There was no lifetime charge on the appointment - per Haines v Hill, there was no transfer of value. IHTA s. 10 would also apply. Presumably, if the trust was theoretically susceptible to a periodic charge, no tax would be due as because of this.

I will ask the trustees whether this was the case - they have no mentioned it in the instructions.

Neil,

Thank you. So all far more complicated than originally appeared. I wouldn’t like to comment on the treatment in the light of these details. Far too much to think about of the top of my head.

Sara

The fact that the entry disposition into a settlement is within s.10 or s.11 or on divorce by a court order, which HMRC accept is equivalent to full consideration and so within s.10, does not protect against subsequent RPT charges. These are TOVs made as chargeable transfers by the trustees under s.2(3). Unless the context otherwise requires.

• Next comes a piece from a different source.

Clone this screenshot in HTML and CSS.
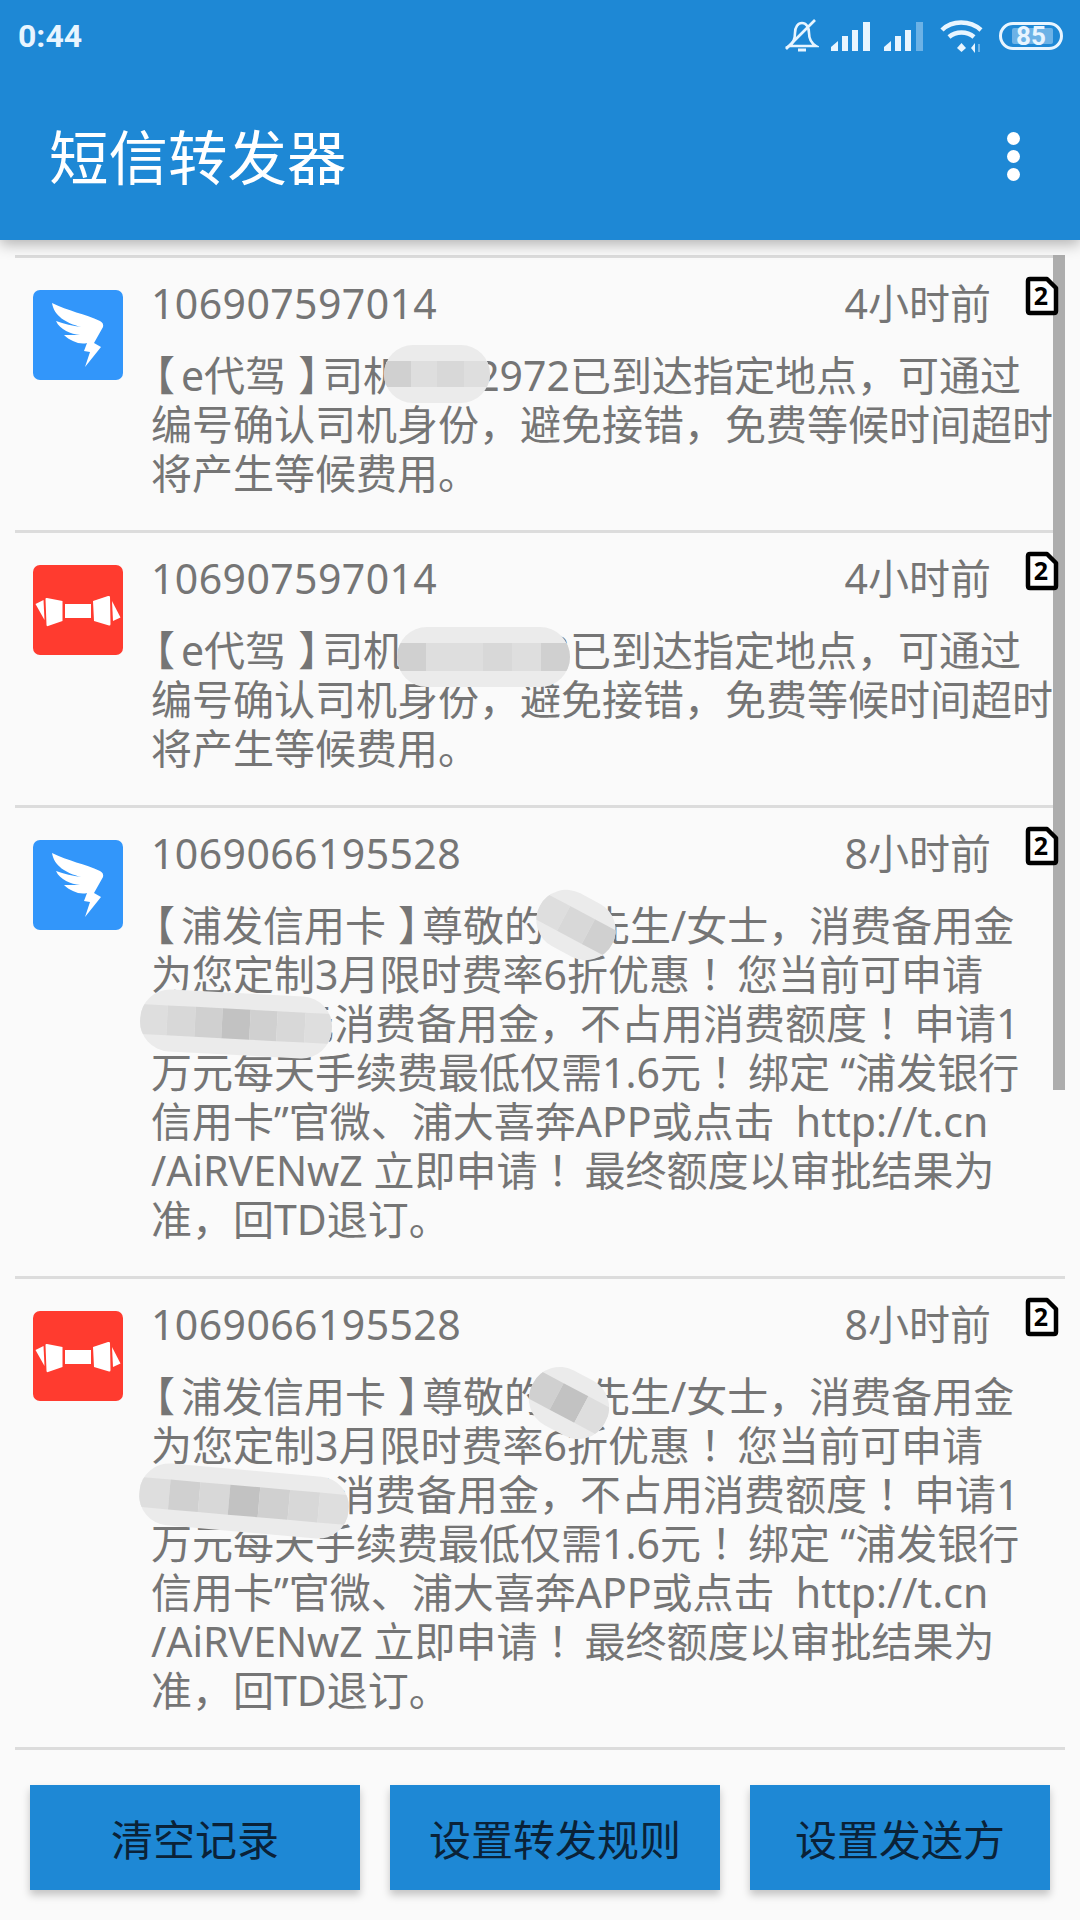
FILE: index.html
```html
<!DOCTYPE html>
<html lang="zh-CN">
<head>
  <meta charset="UTF-8">
  <meta name="viewport" content="width=device-width, initial-scale=1.0">
  <title>短信转发器</title>
  <link rel="stylesheet" href="styles.css">
</head>
<body>
  <div class="app">
    <header class="topbar">
      <div class="status">
        <span class="clock">0:44</span>
        <div class="status-icons">
          <!-- muted bell -->
          <svg width="34" height="34" viewBox="0 0 34 34" fill="none" stroke="#e8f5ff" stroke-width="2.6">
            <path d="M4 27 C9 24 10 20 10 14 C10 8 13 4 17 4 C21 4 24 8 24 14 C24 20 26 24 31 27 Z"/>
            <path d="M13 31 H21" stroke-width="3"/>
            <path d="M1 30 L30 1"/>
          </svg>
          <!-- signal bars -->
          <svg width="41" height="30" viewBox="0 0 41 30" fill="#e8f5ff">
            <path d="M0 30 V26 L7 20 V30 Z"/>
            <rect x="11" y="15" width="6" height="15"/>
            <rect x="21" y="9" width="6" height="21"/>
            <rect x="32" y="1" width="7" height="29"/>
          </svg>
          <svg width="41" height="30" viewBox="0 0 41 30" fill="#e8f5ff">
            <path d="M0 30 V26 L7 20 V30 Z"/>
            <rect x="11" y="15" width="6" height="15"/>
            <rect x="21" y="9" width="6" height="21"/>
            <rect x="32" y="1" width="7" height="29" fill="#6cb2e6"/>
          </svg>
          <!-- wifi -->
          <svg class="wifi" width="44" height="34" viewBox="0 0 44 34" fill="none" stroke="#e8f5ff" stroke-width="4.500">
            <path d="M2 11 C12 1 30 1 41 11"/>
            <path d="M9 18 C16 12 27 12 34 18"/>
            <path d="M17 29 L21.500 24 L26 29 L21.500 33 Z" fill="#e8f5ff" stroke="none"/>
            <path d="M35 24 V34 L31 29 Z" fill="#e8f5ff" stroke="none"/>
            <path d="M39 25 V33" stroke="#6cb2e6" stroke-width="2"/>
          </svg>
          <div class="battery"><span class="battery-fill"></span><span class="battery-num">85</span></div>
        </div>
      </div>
      <div class="toolbar">
        <h1>短信转发器</h1>
        <div class="overflow-menu"><i></i><i></i><i></i></div>
      </div>
    </header>

    <div class="list">
      <div class="scrollbar"></div>

      <div class="item">
        <div class="app-icon blue">
          <svg width="90" height="90" viewBox="0 0 90 90"><use href="#wing"/></svg>
        </div>
        <div class="item-body">
          <div class="item-head">
            <span class="sender">106907597014</span>
            <span class="when">4小时前</span>
          </div>
          <p class="msg"><span class="br-l">【</span>e代驾<span class="br-r">】</span>司机<span class="gap gap-a"></span>2972已到达指定地点，可通过<br>编号确认司机身份，避免接错，免费等候时间超时<br>将产生等候费用。</p>
        </div>
        <svg class="sim" width="34" height="40" viewBox="0 0 34 40"><use href="#simcard"/><text x="16" y="29" class="sim-num">2</text></svg>
        <div class="smudge sm-a"><i class="s2"></i><i class="s1"></i><i class="s3"></i><i class="s1"></i></div>
      </div>

      <div class="item">
        <div class="app-icon red">
          <svg width="90" height="90" viewBox="0 0 90 90"><use href="#bow"/></svg>
        </div>
        <div class="item-body">
          <div class="item-head">
            <span class="sender">106907597014</span>
            <span class="when">4小时前</span>
          </div>
          <p class="msg"><span class="br-l">【</span>e代驾<span class="br-r">】</span>司机<span class="gap gap-a"></span>2972已到达指定地点，可通过<br>编号确认司机身份，避免接错，免费等候时间超时<br>将产生等候费用。</p>
        </div>
        <svg class="sim" width="34" height="40" viewBox="0 0 34 40"><use href="#simcard"/><text x="16" y="29" class="sim-num">2</text></svg>
        <div class="smudge sm-b"><i class="s2"></i><i class="s1"></i><i class="s1"></i><i class="s3"></i><i class="s1"></i><i class="s2"></i></div>
      </div>

      <div class="item">
        <div class="app-icon blue">
          <svg width="90" height="90" viewBox="0 0 90 90"><use href="#wing"/></svg>
        </div>
        <div class="item-body">
          <div class="item-head">
            <span class="sender">1069066195528</span>
            <span class="when">8小时前</span>
          </div>
          <p class="msg"><span class="br-l">【</span>浦发信用卡<span class="br-r">】</span>尊敬的<span class="gap gap-b"></span>先生/女士，消费备用金<br>为您定制3月限时费率6折优惠<span class="bang">！</span>您当前可申请<br><span class="gap gap-c"></span>元消费备用金，不占用消费额度<span class="bang">！</span>申请1<br>万元每天手续费最低仅需1.6元<span class="bang">！</span>绑定 “浦发银行<br>信用卡”官微、浦大喜奔APP或点击&nbsp; http://t.cn<br>/AiRVENwZ 立即申请<span class="bang">！</span>最终额度以审批结果为<br>准，回TD退订。</p>
        </div>
        <svg class="sim" width="34" height="40" viewBox="0 0 34 40"><use href="#simcard"/><text x="16" y="29" class="sim-num">2</text></svg>
        <div class="smudge sm-c"><i class="s1"></i><i class="s3"></i><i class="s2"></i></div>
        <div class="smudge sm-d"><i class="s1"></i><i class="s3"></i><i class="s2"></i><i class="s4"></i><i class="s2"></i><i class="s3"></i><i class="s1"></i></div>
      </div>

      <div class="item">
        <div class="app-icon red">
          <svg width="90" height="90" viewBox="0 0 90 90"><use href="#bow"/></svg>
        </div>
        <div class="item-body">
          <div class="item-head">
            <span class="sender">1069066195528</span>
            <span class="when">8小时前</span>
          </div>
          <p class="msg"><span class="br-l">【</span>浦发信用卡<span class="br-r">】</span>尊敬的<span class="gap gap-b"></span>先生/女士，消费备用金<br>为您定制3月限时费率6折优惠<span class="bang">！</span>您当前可申请<br><span class="gap gap-c"></span>元消费备用金，不占用消费额度<span class="bang">！</span>申请1<br>万元每天手续费最低仅需1.6元<span class="bang">！</span>绑定 “浦发银行<br>信用卡”官微、浦大喜奔APP或点击&nbsp; http://t.cn<br>/AiRVENwZ 立即申请<span class="bang">！</span>最终额度以审批结果为<br>准，回TD退订。</p>
        </div>
        <svg class="sim" width="34" height="40" viewBox="0 0 34 40"><use href="#simcard"/><text x="16" y="29" class="sim-num">2</text></svg>
        <div class="smudge sm-e"><i class="s2"></i><i class="s4"></i><i class="s1"></i></div>
        <div class="smudge sm-f"><i class="s1"></i><i class="s2"></i><i class="s3"></i><i class="s4"></i><i class="s2"></i><i class="s3"></i><i class="s1"></i></div>
      </div>
    </div>

    <div class="actions">
      <button class="btn btn-a">清空记录</button>
      <button class="btn btn-a">设置转发规则</button>
      <button class="btn btn-b">设置发送方</button>
    </div>
  </div>

  <!-- shared shapes for the list rows -->
  <svg class="defs" width="0" height="0">
    <defs>
      <path id="wing" fill="#fff" d="M19 13 C35 21 52 24 67 31 Q71 33 70 37 L61 53 L68 57 L52 77 L57 62 L51 61 L54 53 C47 55 37 51 31 45 L47 45 C38 44 27 40 23 31 C31 34 40 36 48 37 C33 33 21 26 19 13 Z"/>
      <g id="bow" fill="#fff">
        <path d="M2.500 39 L10.500 35 L11.500 55 Z"/>
        <path d="M12.500 34 Q12.500 32.500 14 33 L29.500 36 L29.500 56 L15 61 Q13.500 61.500 13.500 60 Z"/>
        <rect x="32" y="39" width="26" height="14"/>
        <path d="M60 36 L75 31 Q77 30.500 77 32 L77.500 59 Q77.500 61 76 60.500 L61 56 Z"/>
        <path d="M79 36 L87.500 52.500 L80 56 Z"/>
      </g>
      <path id="simcard" d="M3 5 Q3 3 5 3 L22 3 L31 12 L31 35 Q31 37 29 37 L5 37 Q3 37 3 35 Z" fill="#fff" stroke="#000" stroke-width="4.500" stroke-linejoin="round"/>
    </defs>
  </svg>
</body>
</html>
```

FILE: styles.css
```css
/* General Styles */
* {
  box-sizing: border-box;
}

body {
  margin: 0;
  font-family: "Noto Sans", "Noto Sans CJK SC", sans-serif;
  background-color: #fafafa;
}

.app {
  width: 1080px;
  height: 1920px;
  display: flex;
  flex-direction: column;
  overflow: hidden;
}

/* Top Bar */
.topbar {
  height: 240px;
  background-color: #1e88d5;
  box-shadow: 0 4px 14px rgba(0, 0, 0, 0.3);
  position: relative;
  z-index: 2;
}

.status {
  height: 72px;
  padding: 0 17px 0 18px;
  display: flex;
  align-items: center;
  justify-content: space-between;
}

.clock {
  font-family: Roboto, sans-serif;
  font-weight: 700;
  font-size: 32px;
  color: #e8f5ff;
}

.status-icons {
  display: flex;
  align-items: center;
  gap: 12px;
}

.wifi {
  margin-left: 3px;
}

.battery {
  width: 64px;
  height: 28px;
  border: 3px solid #e8f5ff;
  border-radius: 14px;
  position: relative;
  margin-left: 3px;
  font-family: Roboto, sans-serif;
  font-weight: 700;
  font-size: 26px;
  color: #e8f5ff;
  display: flex;
  align-items: center;
  justify-content: center;
}

.battery-fill {
  position: absolute;
  left: 10px;
  top: 3px;
  bottom: 3px;
  width: 41px;
  background-color: #6cb2e6;
  border-radius: 2px;
}

.battery-num {
  position: relative;
}

.toolbar {
  height: 168px;
  padding: 0 60px 0 49px;
  display: flex;
  align-items: center;
  justify-content: space-between;
}

.toolbar h1 {
  margin: 0 0 4px;
  font-size: 59.500px;
  font-weight: 400;
  color: #fff;
}

.overflow-menu {
  display: flex;
  flex-direction: column;
  gap: 5px;
}

.overflow-menu i {
  display: block;
  width: 13px;
  height: 13px;
  border-radius: 50%;
  background-color: #fff;
}

/* Message List */
.list {
  flex: 1;
  margin: 15px 15px 0;
  position: relative;
}

.scrollbar {
  position: absolute;
  top: 0;
  right: 0;
  width: 12px;
  height: 835px;
  background-color: #adadad;
  z-index: 1;
}

.item {
  border-top: 3px solid #dcdcdc;
  position: relative;
  display: flex;
  padding: 29px 0 32px 18px;
}

.item:last-of-type {
  border-bottom: 3px solid #dcdcdc;
}

.app-icon {
  width: 90px;
  height: 90px;
  border-radius: 7px;
  flex: none;
  margin-top: 3px;
}

.app-icon svg {
  display: block;
}

.blue {
  background-color: #3296fa;
}

.red {
  background-color: #ff3b2f;
}

.item-body {
  margin-left: 28px;
  flex: 1;
  min-width: 0;
  color: #757575;
}

.item-head {
  display: flex;
  justify-content: space-between;
  padding-right: 74px;
  height: 44px;
  line-height: 44px;
  font-size: 41px;
  margin-top: -6px;
}

.sender {
  letter-spacing: 0.4px;
}

.msg {
  margin: 26px 0 0;
  font-size: 41px;
  line-height: 49px;
  white-space: nowrap;
}

/* the brackets sit tighter than a full em */
.br-l {
  margin-left: -17px;
  letter-spacing: 6px;
}

.br-r {
  margin-left: 12px;
  letter-spacing: -17px;
}

.bang {
  margin-left: 10px;
  letter-spacing: -4px;
}

.gap {
  display: inline-block;
}

.gap-a {
  width: 72px;
}

.gap-b {
  width: 44px;
}

.gap-c {
  width: 142px;
}

.sim {
  position: absolute;
  top: 18px;
  right: 6px;
  z-index: 2;
}

.sim-num {
  font-family: "Noto Sans", sans-serif;
  font-size: 25px;
  font-weight: 700;
  text-anchor: middle;
  fill: #000;
}

.defs {
  position: absolute;
}

/* Blurred-out parts of the messages */
.smudge {
  position: absolute;
  display: flex;
  overflow: hidden;
  border-radius: 30px;
  background-color: #ebebeb;
  padding: 16px 0;
}

.smudge i {
  flex: 1;
  display: block;
}

.s1 {
  background-color: #dedede;
}

.s2 {
  background-color: #d0d0d0;
}

.s3 {
  background-color: #d8d8d8;
}

.s4 {
  background-color: #c2c2c2;
}

.sm-a {
  left: 369px;
  top: 87px;
  width: 106px;
  height: 58px;
}

.sm-b {
  left: 382px;
  top: 94px;
  width: 173px;
  height: 60px;
}

.sm-c {
  left: 520px;
  top: 87px;
  width: 82px;
  height: 60px;
  transform: rotate(28deg);
}

.sm-d {
  left: 125px;
  top: 185px;
  width: 192px;
  height: 62px;
  transform: rotate(3deg);
}

.sm-e {
  left: 513px;
  top: 93px;
  width: 82px;
  height: 62px;
  transform: rotate(28deg);
}

.sm-f {
  left: 124px;
  top: 191px;
  width: 210px;
  height: 62px;
  transform: rotate(5deg);
}

/* Button Styles */
.actions {
  display: flex;
  padding: 0 30px 30px;
  gap: 30px;
}

.btn {
  height: 105px;
  border: none;
  background-color: #1e88d5;
  color: #0a2238;
  font-family: "Noto Sans CJK SC", sans-serif;
  font-size: 42px;
  box-shadow: 0 5px 8px rgba(0, 0, 0, 0.22);
  padding: 0;
}

.btn-a {
  width: 330px;
}

.btn-b {
  width: 300px;
}
```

IHTM4167 sets out HMRC’s view on how S.10 can apply to settled property. As regards RPTs they will only apply it to a “reduction in value” exit charge under s.65(1)(b) but not where property leaves the settlement on a s.65(1)(a) chargeable event and also not on a TYA under s64.

IHTM04085 on the application of s11 to settled property confirms that the section can apply to negate the termination of a QIIP under s.52: s51(2). This makes sense because of the treatment of a s52 charge is a deemed TOV by the QIIP owner under s3(4) and so is capable of being a PET under s.3A(7). But apart from the s.51(2) override the wording of s.11 is simply not apt to apply to charges on settled property, and so not to RPT charges.